**Data for processing:**
-- -- --
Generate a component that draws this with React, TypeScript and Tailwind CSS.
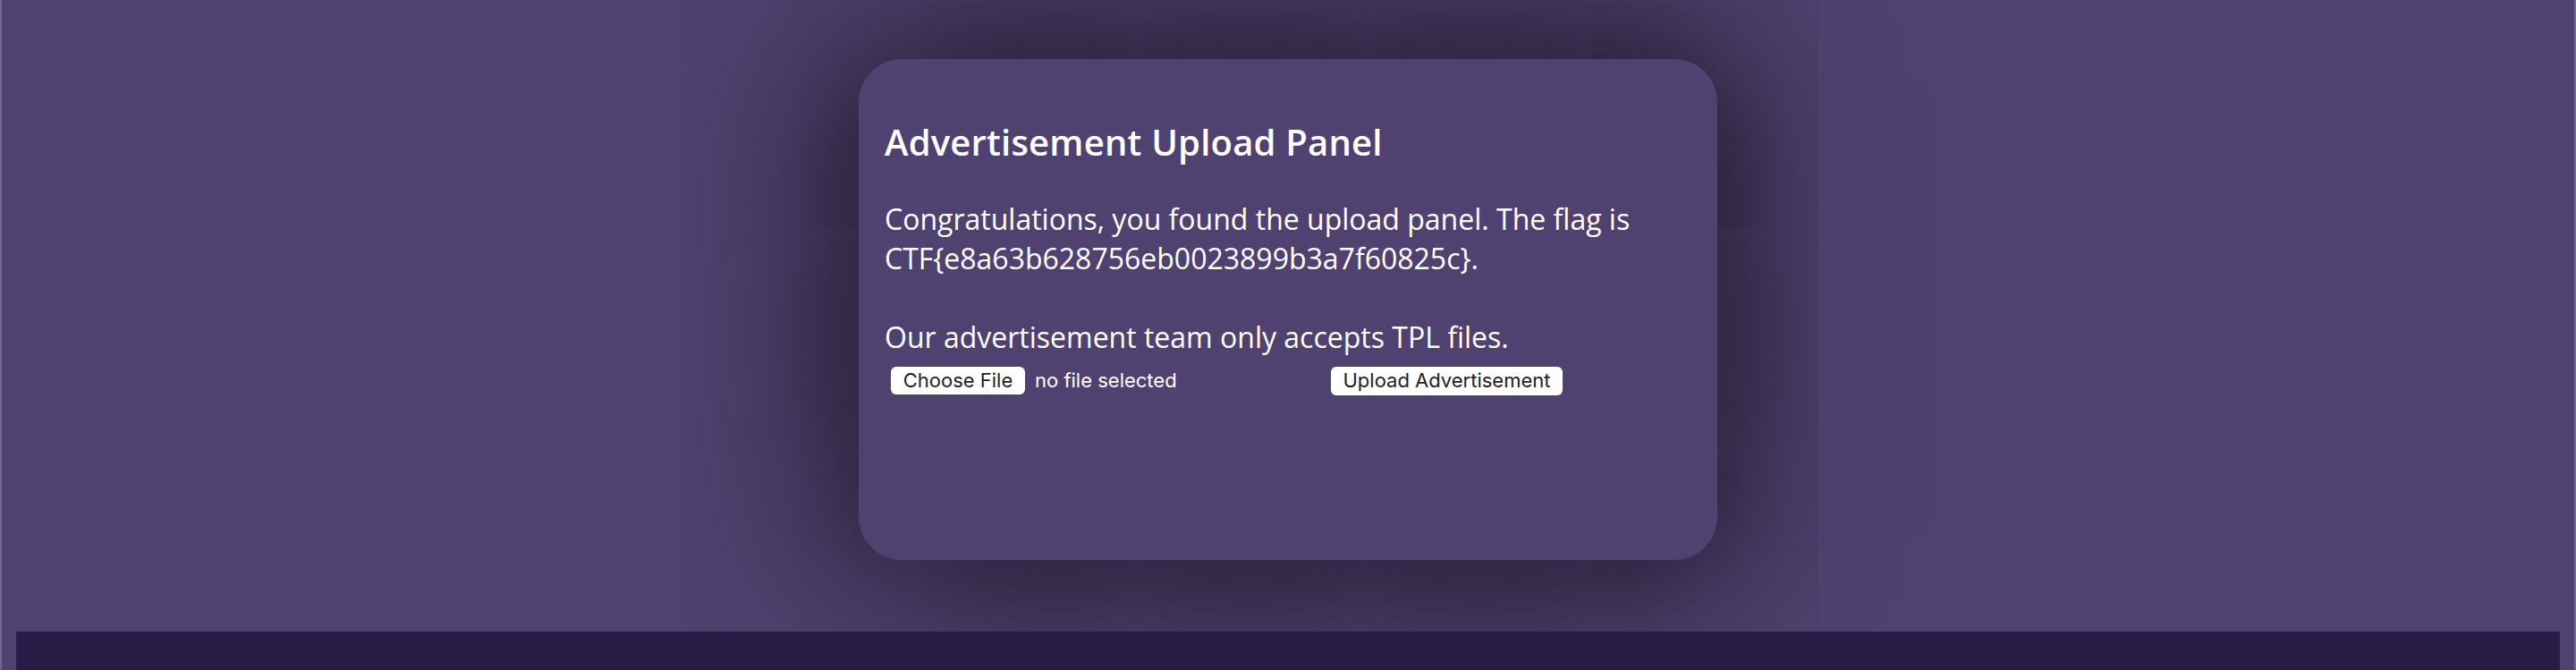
-- -- --
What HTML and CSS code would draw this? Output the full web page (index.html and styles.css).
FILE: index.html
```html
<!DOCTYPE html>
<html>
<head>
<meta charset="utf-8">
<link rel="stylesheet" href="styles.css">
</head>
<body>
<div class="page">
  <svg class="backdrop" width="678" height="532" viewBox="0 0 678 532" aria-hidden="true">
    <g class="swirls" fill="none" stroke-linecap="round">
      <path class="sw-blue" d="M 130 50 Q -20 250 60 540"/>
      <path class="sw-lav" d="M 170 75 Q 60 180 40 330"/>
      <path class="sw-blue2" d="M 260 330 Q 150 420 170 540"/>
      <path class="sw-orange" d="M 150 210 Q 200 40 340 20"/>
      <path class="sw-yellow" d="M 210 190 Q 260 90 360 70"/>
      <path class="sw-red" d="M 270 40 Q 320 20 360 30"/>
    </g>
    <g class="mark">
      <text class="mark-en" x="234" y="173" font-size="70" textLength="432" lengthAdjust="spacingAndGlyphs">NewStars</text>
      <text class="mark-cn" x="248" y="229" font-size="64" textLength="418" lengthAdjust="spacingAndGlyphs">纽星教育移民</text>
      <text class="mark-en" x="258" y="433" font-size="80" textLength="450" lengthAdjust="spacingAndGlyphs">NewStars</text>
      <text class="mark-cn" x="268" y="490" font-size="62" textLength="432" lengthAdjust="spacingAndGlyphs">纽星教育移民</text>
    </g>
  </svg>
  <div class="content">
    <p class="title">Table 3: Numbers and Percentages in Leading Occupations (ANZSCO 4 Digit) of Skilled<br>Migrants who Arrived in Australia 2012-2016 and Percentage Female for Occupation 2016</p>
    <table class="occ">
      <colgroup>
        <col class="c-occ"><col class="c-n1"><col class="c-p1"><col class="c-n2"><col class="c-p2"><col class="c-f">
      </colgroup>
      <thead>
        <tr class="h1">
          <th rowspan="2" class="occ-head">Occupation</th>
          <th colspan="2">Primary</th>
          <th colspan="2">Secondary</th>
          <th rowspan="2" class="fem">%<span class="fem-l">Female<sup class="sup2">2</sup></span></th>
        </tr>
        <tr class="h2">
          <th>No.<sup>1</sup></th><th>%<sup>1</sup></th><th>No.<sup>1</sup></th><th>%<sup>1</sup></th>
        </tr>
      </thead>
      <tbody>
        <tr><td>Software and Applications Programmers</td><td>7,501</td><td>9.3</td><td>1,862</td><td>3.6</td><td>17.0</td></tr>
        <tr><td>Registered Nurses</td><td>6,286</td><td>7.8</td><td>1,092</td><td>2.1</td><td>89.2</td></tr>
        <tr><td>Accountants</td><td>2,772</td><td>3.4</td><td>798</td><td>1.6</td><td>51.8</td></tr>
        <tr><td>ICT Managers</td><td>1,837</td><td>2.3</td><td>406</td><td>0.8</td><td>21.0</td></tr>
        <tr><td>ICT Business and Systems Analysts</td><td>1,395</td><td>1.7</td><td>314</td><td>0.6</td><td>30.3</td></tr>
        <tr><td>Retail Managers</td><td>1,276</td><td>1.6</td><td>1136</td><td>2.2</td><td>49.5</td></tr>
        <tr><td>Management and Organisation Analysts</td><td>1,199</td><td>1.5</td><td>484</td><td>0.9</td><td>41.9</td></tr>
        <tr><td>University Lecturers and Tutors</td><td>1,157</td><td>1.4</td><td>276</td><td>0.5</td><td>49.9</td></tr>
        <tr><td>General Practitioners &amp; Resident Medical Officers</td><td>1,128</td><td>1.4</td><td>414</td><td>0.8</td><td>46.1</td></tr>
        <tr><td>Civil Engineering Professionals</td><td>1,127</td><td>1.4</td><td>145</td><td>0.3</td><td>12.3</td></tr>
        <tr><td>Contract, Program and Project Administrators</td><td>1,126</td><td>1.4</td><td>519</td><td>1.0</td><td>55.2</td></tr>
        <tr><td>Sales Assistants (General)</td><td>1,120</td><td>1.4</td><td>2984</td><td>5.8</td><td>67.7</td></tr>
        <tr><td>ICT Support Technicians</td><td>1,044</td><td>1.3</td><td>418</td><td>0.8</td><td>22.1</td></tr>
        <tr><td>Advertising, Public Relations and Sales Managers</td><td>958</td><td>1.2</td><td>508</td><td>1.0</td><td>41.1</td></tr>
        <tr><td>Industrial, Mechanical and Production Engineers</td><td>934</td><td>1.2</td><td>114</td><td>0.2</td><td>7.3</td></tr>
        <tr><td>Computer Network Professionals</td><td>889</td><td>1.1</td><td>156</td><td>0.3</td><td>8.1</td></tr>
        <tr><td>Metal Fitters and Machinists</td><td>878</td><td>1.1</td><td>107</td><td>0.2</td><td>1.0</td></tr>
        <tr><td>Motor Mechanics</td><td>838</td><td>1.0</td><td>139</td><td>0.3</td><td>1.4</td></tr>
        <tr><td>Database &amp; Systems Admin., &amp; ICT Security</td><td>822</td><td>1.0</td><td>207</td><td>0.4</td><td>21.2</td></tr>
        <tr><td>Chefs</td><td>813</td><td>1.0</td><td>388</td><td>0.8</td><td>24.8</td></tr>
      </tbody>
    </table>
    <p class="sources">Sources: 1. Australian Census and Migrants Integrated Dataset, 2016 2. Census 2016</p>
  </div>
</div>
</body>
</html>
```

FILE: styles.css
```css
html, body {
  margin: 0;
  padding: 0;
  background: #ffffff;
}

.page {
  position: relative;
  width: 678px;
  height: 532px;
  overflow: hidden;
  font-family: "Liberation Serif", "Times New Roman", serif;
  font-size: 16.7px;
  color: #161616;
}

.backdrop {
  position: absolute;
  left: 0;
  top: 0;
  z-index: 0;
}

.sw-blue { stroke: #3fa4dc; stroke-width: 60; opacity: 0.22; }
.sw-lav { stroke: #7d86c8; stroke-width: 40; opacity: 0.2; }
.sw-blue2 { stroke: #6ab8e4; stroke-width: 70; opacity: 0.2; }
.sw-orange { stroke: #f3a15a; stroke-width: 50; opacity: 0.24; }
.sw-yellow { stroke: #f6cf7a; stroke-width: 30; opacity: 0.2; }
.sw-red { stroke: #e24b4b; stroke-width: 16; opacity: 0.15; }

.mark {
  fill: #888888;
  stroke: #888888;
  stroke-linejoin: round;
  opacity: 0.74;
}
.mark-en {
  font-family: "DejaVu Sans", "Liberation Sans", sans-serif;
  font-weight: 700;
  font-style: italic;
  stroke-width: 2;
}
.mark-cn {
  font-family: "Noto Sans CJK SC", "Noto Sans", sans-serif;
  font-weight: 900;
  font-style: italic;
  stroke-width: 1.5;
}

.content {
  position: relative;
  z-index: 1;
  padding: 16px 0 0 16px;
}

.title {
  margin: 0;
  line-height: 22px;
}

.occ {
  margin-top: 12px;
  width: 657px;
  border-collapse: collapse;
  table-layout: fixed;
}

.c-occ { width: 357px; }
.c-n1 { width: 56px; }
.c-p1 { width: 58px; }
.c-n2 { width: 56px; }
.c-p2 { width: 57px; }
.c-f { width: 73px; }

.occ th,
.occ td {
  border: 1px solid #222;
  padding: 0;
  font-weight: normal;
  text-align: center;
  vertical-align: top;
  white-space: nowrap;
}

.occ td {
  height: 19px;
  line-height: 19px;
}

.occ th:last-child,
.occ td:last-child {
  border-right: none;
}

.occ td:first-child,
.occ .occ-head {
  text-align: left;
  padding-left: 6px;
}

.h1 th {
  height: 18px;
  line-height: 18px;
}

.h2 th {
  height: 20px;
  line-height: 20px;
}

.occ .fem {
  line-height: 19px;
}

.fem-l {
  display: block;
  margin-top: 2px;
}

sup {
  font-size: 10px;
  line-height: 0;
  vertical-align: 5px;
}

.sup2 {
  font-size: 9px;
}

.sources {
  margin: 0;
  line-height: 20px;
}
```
-- -- --
**Job:** Pull every line containing "page" from the material above.

**Answer to the problem:**
What HTML and CSS code would draw this? Output the full web page (index.html and styles.css).
<div class="page">
.page {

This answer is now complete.